## Objective
Keep every line where the word "components" appears; drop the rest.

## Collected material
-- START --
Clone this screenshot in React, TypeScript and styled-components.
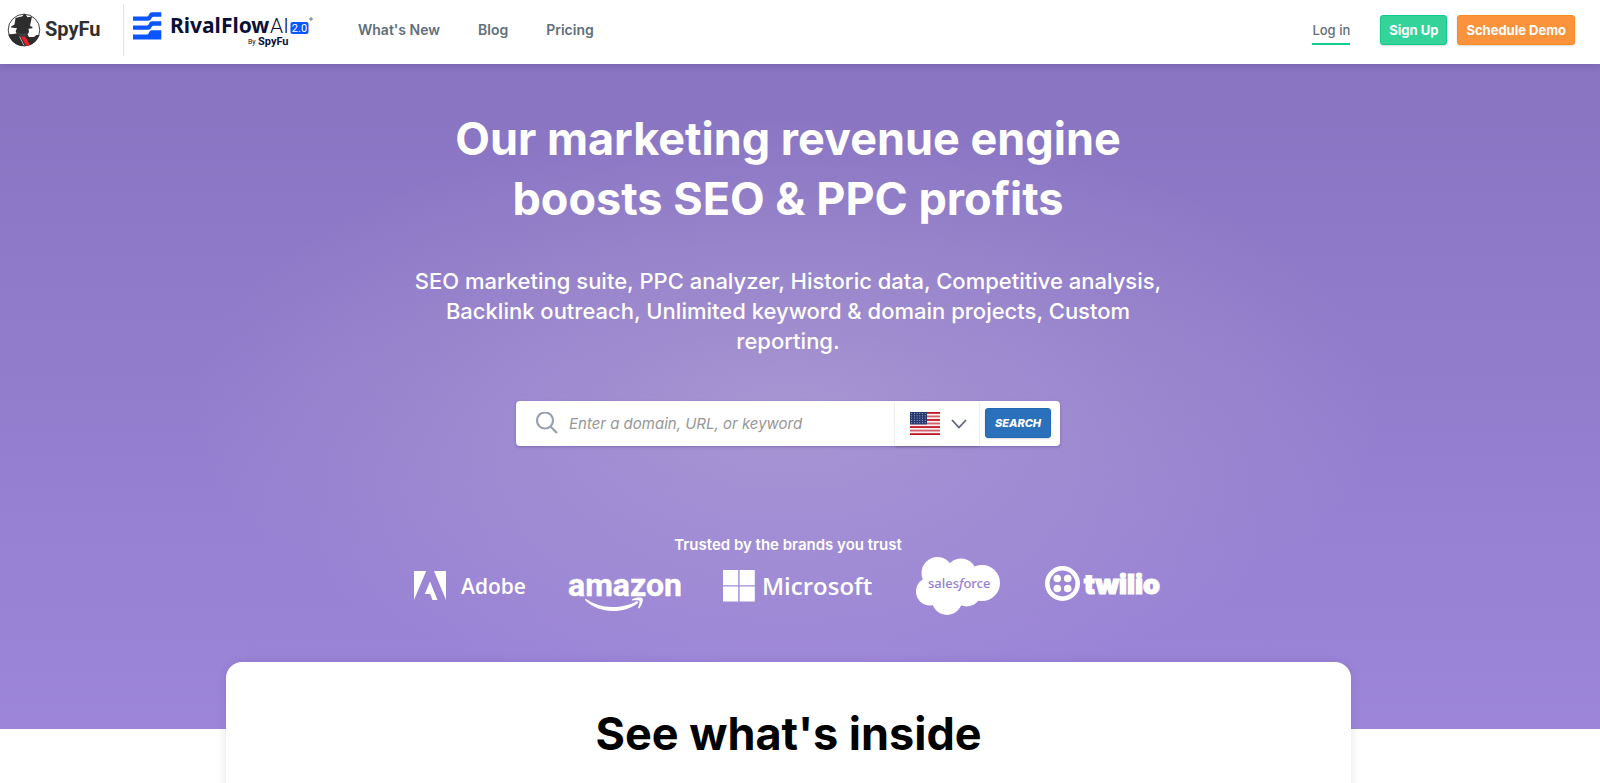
import React from 'react';
import styled, { createGlobalStyle } from 'styled-components';

const Global = createGlobalStyle`
  *, *::before, *::after { box-sizing: border-box; }
  body { margin: 0; background: #fff; font-family: Inter, "Liberation Sans", sans-serif; overflow-x: hidden; }
  h1, h2, p { margin: 0; }
`;

const Page = styled.div`
  height: 100vh;
  overflow: hidden;
`;

const Header = styled.header`
  height: 64px;
  padding: 0 25px 4px 7px;
  display: flex;
  align-items: center;
  background: #fff;
  position: relative;
  z-index: 1;
  box-shadow: 0 1px 8px rgba(40, 20, 90, 0.18);
`;

const BrandLink = styled.a`
  display: flex;
  text-decoration: none;
  svg { display: block; }
`;

const Divider = styled.span`
  width: 1px;
  height: 52px;
  margin: 0 9px 0 21px;
  background: #e2e4e8;
`;

const Nav = styled.nav`
  display: flex;
  gap: 38px;
  margin: 0 auto 0 43px;
`;

const NavLink = styled.a`
  color: #606f7b;
  font-size: 14px;
  font-weight: 600;
  line-height: 20px;
  text-decoration: none;
`;

const Actions = styled.div`
  display: flex;
  align-items: center;
  gap: 10px;
`;

const LoginLink = styled.a`
  margin-right: 20px;
  padding-top: 2px;
  color: #606f7b;
  font-size: 13px;
  font-weight: 500;
  line-height: 26px;
  text-decoration: none;
  border-bottom: 2px solid #15cd8f;
`;

const ActionButton = styled.button<{ $tone: string; $edge: string }>`
  height: 30px;
  padding: 0 8px;
  border: 1px solid ${(p) => p.$edge};
  border-radius: 3px;
  background: ${(p) => p.$tone};
  color: #fff;
  font: 700 13px/20px Inter, "Liberation Sans", sans-serif;
  box-shadow: 0 1px 2px rgba(0, 0, 0, 0.15);
`;

const Hero = styled.section`
  padding: 45px 24px 67px 0;
  display: flex;
  flex-direction: column;
  align-items: center;
  color: #fff;
  text-align: center;
  background:
    radial-gradient(ellipse 600px 290px at calc(50% - 12px) 345px, rgba(226, 220, 226, 0.25), rgba(226, 220, 226, 0) 100%),
    linear-gradient(#8874c1, #9d86d9);
`;

const Title = styled.h1`
  width: 720px;
  max-width: 100%;
  font-size: 45px;
  font-weight: 700;
  line-height: 60px;
`;

const Lead = styled.p`
  width: 768px;
  max-width: 100%;
  margin-top: 37px;
  font-size: 22px;
  font-weight: 500;
  line-height: 30px;
`;

const SearchBar = styled.form`
  width: 544px;
  max-width: 100%;
  height: 45px;
  margin-top: 45px;
  padding: 0 9px 0 19px;
  display: flex;
  align-items: center;
  background: #fff;
  border-radius: 4px;
  box-shadow: 0 1px 3px rgba(60, 30, 120, 0.3);
`;

const SearchInput = styled.input`
  flex: 1;
  min-width: 0;
  height: 100%;
  padding: 0 10px;
  border: 0;
  outline: 0;
  background: transparent;
  font: italic 400 15px/20px Inter, "Liberation Sans", sans-serif;
  &::placeholder { color: #979797; opacity: 1; }
`;

const CountryButton = styled.button`
  width: 84px;
  height: 45px;
  margin-right: 6px;
  padding: 0 12px 0 15px;
  display: flex;
  align-items: center;
  justify-content: space-between;
  border: 0;
  background: #fff;
  box-shadow: 0 1px 2px rgba(0, 0, 0, 0.2);
`;

const SearchButton = styled.button`
  width: 66px;
  height: 30px;
  margin-bottom: 2px;
  padding: 0;
  border: 1px solid #2368b4;
  border-radius: 3px;
  background: #2a70ba;
  color: #fff;
  font: italic 800 11px/16px Inter, "Liberation Sans", sans-serif;
  box-shadow: 0 1px 2px rgba(0, 0, 0, 0.15);
`;

const Trusted = styled.p`
  margin-top: 89px;
  font-size: 15px;
  font-weight: 600;
  line-height: 20px;
`;

const Brands = styled.div`
  margin: 1px 0 46px;
  display: flex;
  align-items: center;
  gap: 44px;
  svg { display: block; overflow: visible; }
`;

const Inside = styled.section`
  width: calc(100% - 475px);
  min-height: 240px;
  margin: -67px 249px 0 226px;
  padding-top: 42px;
  position: relative;
  background: #fff;
  border-radius: 16px;
  box-shadow: 0 1px 10px rgba(60, 40, 110, 0.14);
  text-align: center;
`;

const InsideTitle = styled.h2`
  color: #000;
  font-size: 45px;
  font-weight: 700;
  line-height: 60px;
`;

const SpyFuLogo = () => (
  <svg width="95" height="36" viewBox="0 0 95 36" role="img" aria-label="SpyFu">
    <clipPath id="badge"><circle cx="17" cy="18" r="16.2" /></clipPath>
    <circle cx="17" cy="18" r="15.8" fill="#fff" stroke="#444" strokeWidth="1" />
    <g clipPath="url(#badge)">
      <path d="M0 22.500 6 22l3.600-.5L8.600 19l1.500-2.800-6-.6v-1L7.500 12.500 8.500 6l7-1.800 2-3 3 4 4.500-.7-2 9.500 2.500 1-.2 1.200-3.800.6.500 3.200-1.500 2.500 1.500 2.500 5 0 2.500-2L35 23v14H2z" fill="#2d2d2d" />
      <path d="M9.500 20 12 21.500l4 .4 4.500-.8-1.500 2.400-5.500.2-3-1.600z" fill="#444" />
      <path d="M13.500 24.500h4.800L23 33l-3.500 1z" fill="#e8202a" />
      <path d="m12.500 24.500 4.500 9" stroke="#fff" strokeWidth=".6" />
    </g>
    <text x="38" y="24" fontFamily="Roboto, sans-serif" fontWeight="700" fontSize="20" fill="#2f2f2f">SpyFu</text>
  </svg>
);

const RivalFlowLogo = () => (
  <svg width="182" height="40" viewBox="0 0 182 40" role="img" aria-label="RivalFlowAI 2.0 by SpyFu">
    <g fill="#0b55ff">
      <path d="M0 6.500h14q1.500 0 2-2Q16.700 2.200 19 2.200h9.300v4.500H20.500q-1.700 0-2.300 2-.7 2.100-3 2.100H0z" />
      <path d="M0 15.500h14q1.500 0 2-2 .7-2.300 3-2.300h9.300v4.500H20.500q-1.700 0-2.300 2-.7 2.100-3 2.100H0z" />
      <path d="M0 24.500h14q1.500 0 2-2 .7-2.300 3-2.300h9.300v9.300H0z" />
      <rect x="157.500" y="12" width="18" height="12" rx="2" />
    </g>
    <text x="37" y="23" fontFamily="Noto Sans, sans-serif" fontWeight="700" fontSize="21" fill="#0a1038">RivalFlow</text>
    <text x="137" y="23" fontFamily="Roboto, sans-serif" fontWeight="300" fontSize="21" fill="#0a1038">AI</text>
    <text x="166.500" y="22" textAnchor="middle" fontFamily="Roboto, sans-serif" fontSize="11" fill="#fff">2.0</text>
    <circle cx="178" cy="9" r="1.200" fill="none" stroke="#0a1038" strokeWidth=".6" />
    <text x="115" y="34" fontFamily="Roboto, sans-serif" fontSize="7" fill="#0a1038">By</text>
    <text x="125" y="35" fontFamily="Roboto, sans-serif" fontWeight="700" fontSize="11" fill="#0a1038">SpyFu</text>
  </svg>
);

const SearchIcon = () => (
  <svg width="24" height="24" viewBox="0 0 24 24" fill="none" stroke="#98a0b0" strokeWidth="2.200" aria-hidden="true">
    <circle cx="10" cy="8.500" r="8" />
    <path d="m15.500 14.500 6.500 6.500" />
  </svg>
);

const Flag = () => (
  <svg width="30" height="23" viewBox="0 0 30 23" aria-hidden="true">
    <rect width="30" height="23" fill="#fbeeee" />
    {[0, 1, 2, 3, 4, 5, 6].map((i) => (
      <rect key={i} y={i * 3.54} width="30" height="1.77" fill={i % 2 ? '#d0626c' : '#bf1522'} />
    ))}
    <rect width="17" height="12.4" fill="#26366e" />
    {[0, 1, 2, 3, 4].map((row) =>
      [0, 1, 2, 3, 4, 5].map((col) => (
        <circle key={`${row}-${col}`} cx={1.7 + col * 2.7} cy={1.5 + row * 2.3} r="0.5" fill="#c5cbe0" />
      ))
    )}
  </svg>
);

const Chevron = () => (
  <svg width="16" height="10" viewBox="0 0 16 10" fill="none" stroke="#5b6678" strokeWidth="1.800" aria-hidden="true">
    <path d="m1 1 7 7.500L15 1" />
  </svg>
);

const Adobe = () => (
  <svg width="111" height="60" viewBox="0 0 111 60" fill="#fff" role="img" aria-label="Adobe">
    <path d="M0 15h12.200L0 44zM20 15h12v29zM16 25.500 23.500 44h-5l-2.300-6h-5.400z" />
    <text x="47" y="38" fontFamily="Open Sans, sans-serif" fontWeight="600" fontSize="21">Adobe</text>
  </svg>
);

const Amazon = () => (
  <svg width="110" height="60" viewBox="0 0 110 60" fill="#fff" role="img" aria-label="amazon">
    <text x="-1" y="40" fontFamily="Roboto, sans-serif" fontWeight="700" fontSize="32" stroke="#fff" strokeWidth=".4">amazon</text>
    <path d="M16.500 42.500C24 48 33 51 43 51c9 0 18-2 25-6l1.500 1.500C63 52.500 53 55 44 55c-11 0-21-4-28-11z" />
    <path d="M63 43.500c3-2.200 9-2.500 10.500-1.200 1 1.700-.5 7.500-3.500 10.200l-1-.5c1-2.500 2-6 1.500-7-1-1-5-.7-7.500-.5z" />
  </svg>
);

const Microsoft = () => (
  <svg width="149" height="60" viewBox="0 0 149 60" fill="#fff" role="img" aria-label="Microsoft">
    <path d="M0 14h15.200v15.200H0zM16.600 14h15.200v15.200H16.600zM0 30.600h15.200v14.900H0zM16.600 30.600h15.200v14.900H16.600z" />
    <text x="39" y="39" fontFamily="Open Sans, sans-serif" fontWeight="600" fontSize="24">Microsoft</text>
  </svg>
);

const Salesforce = () => (
  <svg width="85" height="60" viewBox="0 0 85 60" role="img" aria-label="salesforce">
    <g fill="#fff">
      <circle cx="21.500" cy="17" r="16" />
      <circle cx="45" cy="18" r="15.500" />
      <circle cx="66" cy="27" r="18" />
      <circle cx="14" cy="35.500" r="14" />
      <circle cx="31" cy="44" r="15" />
      <circle cx="50.500" cy="35.500" r="15" />
      <path d="M15 20h50v18H15z" />
    </g>
    <text x="12" y="32" fontFamily="Noto Sans, sans-serif" fontWeight="500" fontSize="13" fill="#9480d2">
      sales<tspan fontStyle="italic">f</tspan>orce
    </text>
  </svg>
);

const Twilio = () => (
  <svg width="117" height="60" viewBox="0 0 117 60" fill="#fff" role="img" aria-label="twilio">
    <circle cx="17.500" cy="27.500" r="15.200" fill="none" stroke="#fff" strokeWidth="4.600" />
    <circle cx="12.300" cy="22.500" r="3.800" />
    <circle cx="22.700" cy="22.500" r="3.800" />
    <circle cx="12.300" cy="32.500" r="3.800" />
    <circle cx="22.700" cy="32.500" r="3.800" />
    <text x="39" y="38" fontFamily="Inter, sans-serif" fontWeight="900" fontSize="27" stroke="#fff" strokeWidth="1.200">twilio</text>
  </svg>
);

export default function App() {
  return (
    <Page>
      <Global />
      <Header>
        <BrandLink href="#spyfu"><SpyFuLogo /></BrandLink>
        <Divider />
        <BrandLink href="#rivalflow"><RivalFlowLogo /></BrandLink>
        <Nav>
          <NavLink href="#new">What's New</NavLink>
          <NavLink href="#blog">Blog</NavLink>
          <NavLink href="#pricing">Pricing</NavLink>
        </Nav>
        <Actions>
          <LoginLink href="#login">Log in</LoginLink>
          <ActionButton $tone="#34d399" $edge="#10cc8b">Sign Up</ActionButton>
          <ActionButton $tone="#fb923c" $edge="#fb8b1e">Schedule Demo</ActionButton>
        </Actions>
      </Header>
      <Hero>
        <Title>Our marketing revenue engine boosts SEO & PPC profits</Title>
        <Lead>
          SEO marketing suite, PPC analyzer, Historic data, Competitive analysis, Backlink outreach,
          Unlimited keyword & domain projects, Custom reporting.
        </Lead>
        <SearchBar>
          <SearchIcon />
          <SearchInput aria-label="Search" placeholder="Enter a domain, URL, or keyword" />
          <CountryButton type="button" aria-label="Country">
            <Flag />
            <Chevron />
          </CountryButton>
          <SearchButton type="button">SEARCH</SearchButton>
        </SearchBar>
        <Trusted>Trusted by the brands you trust</Trusted>
        <Brands>
          <Adobe />
          <Amazon />
          <Microsoft />
          <Salesforce />
          <Twilio />
        </Brands>
      </Hero>
      <Inside>
        <InsideTitle>See what's inside</InsideTitle>
      </Inside>
    </Page>
  );
}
-- END --
## Task output
Clone this screenshot in React, TypeScript and styled-components.
import styled, { createGlobalStyle } from 'styled-components';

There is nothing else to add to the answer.